Abbott's pig-headedness means that he would not give up his position lightly, but he is not immovable in the way that Howard was because Abbott cannot command the factions as Howard did (even after being "leader" all this time). Next year he'll be 56 - what else would he do with his life, wear white-flannel trousers and walk along Queenscliff Beach? He's got no head for business or charity, and his kids are adults. If the Coalition were led by someone else Abbott might become a Cabinet Minister but he's been there and done that, and the next Liberal Prime Minister would not indulge him like Howard did. Yet, if Gillard continues her slow and steady ascendancy over him Abbott will become a national laughing stock, and he won't stick around for that. Those profile-writers who love boxing metaphors can talk about him diving in the eighth round.
Abbott is all tactics, no strategy, and the tactics are failing: the suspension of standing orders, a potent political weapon used to great effect by Curtin, Menzies and Whitlam, gives rise to sniggers under Abbott. The cudgel language that the government is "hopeless", "a disaster", etc., has lost its cut-through (when commentators applaud Abbott for a quality he no longer possesses, their own judgment is in doubt, which means a loss of revenue and ooh let's convene a talk on digimedia).

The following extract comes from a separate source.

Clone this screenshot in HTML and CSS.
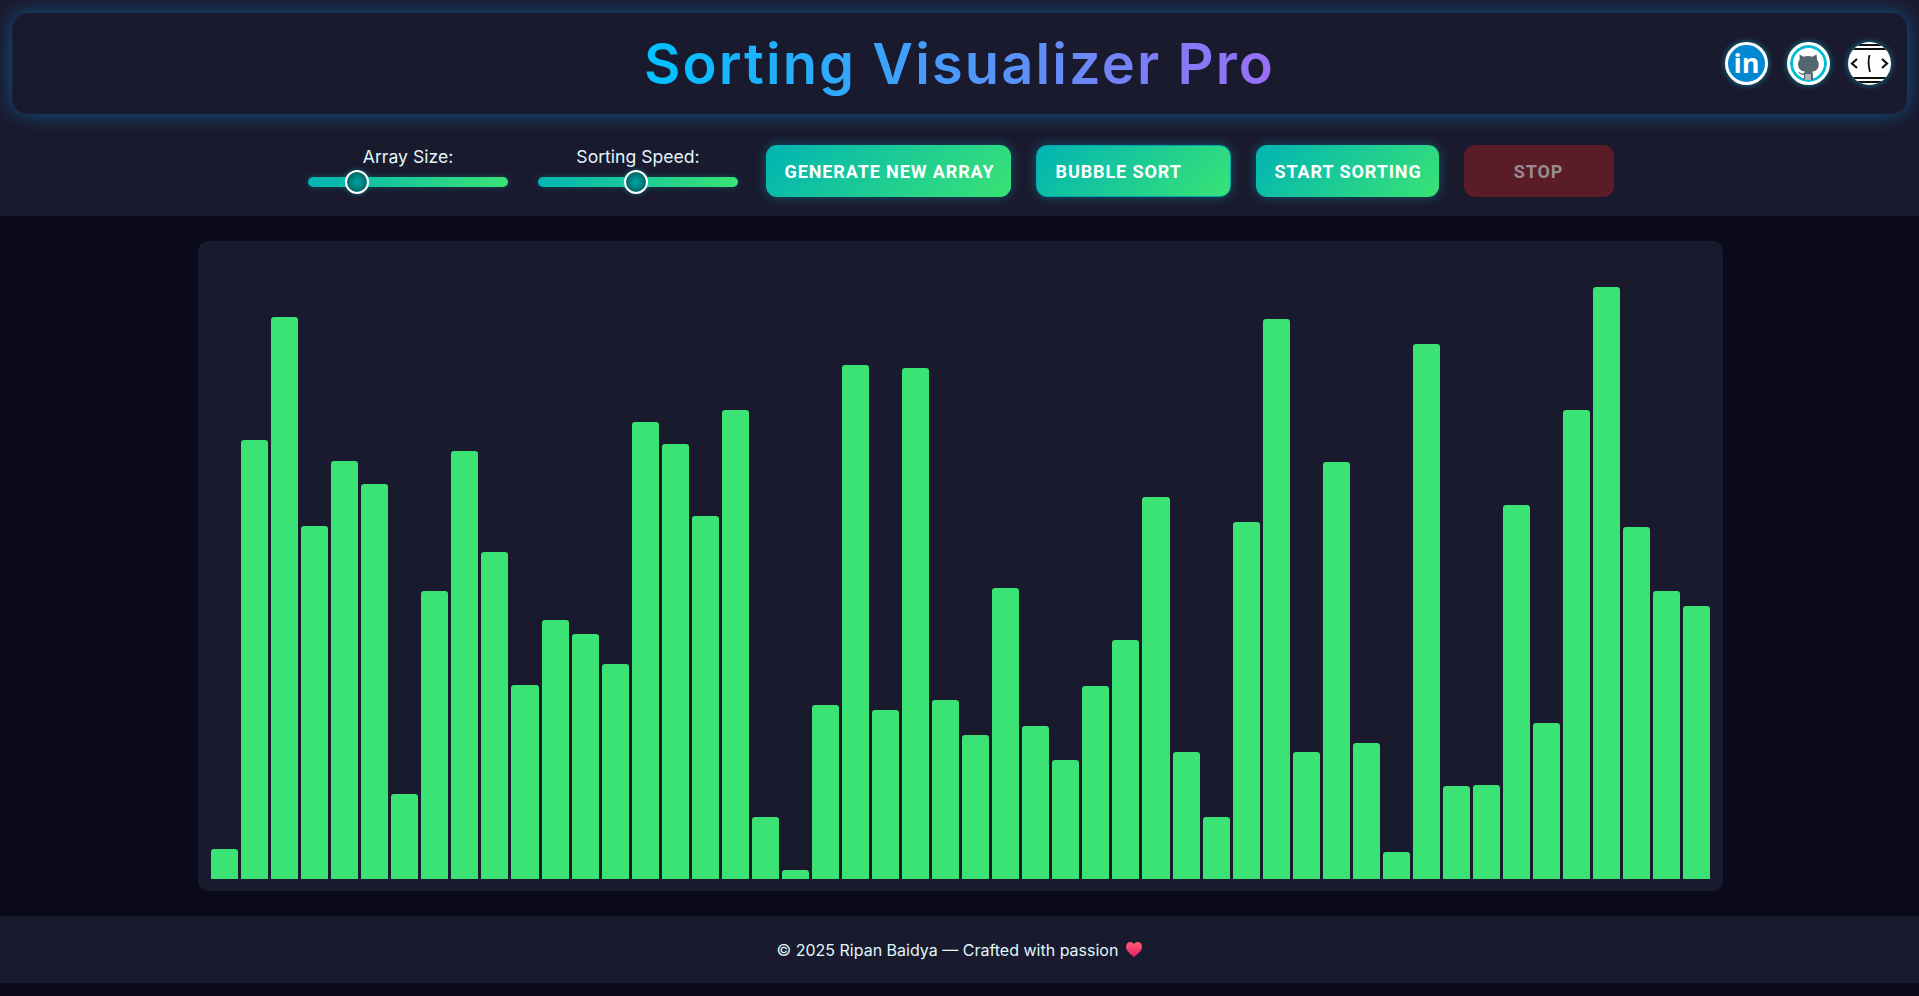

Julia Gillard will lead Labor to victory at the next Federal election. The government has a message and she is starting to give her voice to it. People are wary, holding off for some consistency that will lead to a bigger picture, a picture in which their own role becomes clearer. Messaging professionals who turn away from Labor's recently poor record and who admire Abbott's "cut through" are themselves missing the point, and failing in their own role as communicators.
* This is crap. Abbott hasn't thought this through, he couldn't get it past a hostile Senate, and there would have to be about four elections over the next six years in order to get all the ducks in a row for Abbott, as outlined here - during which time voters would have to maintain both a burning hatred for Labor and absolute forgiveness to the Coalition for breaking any promises. Good luck with that.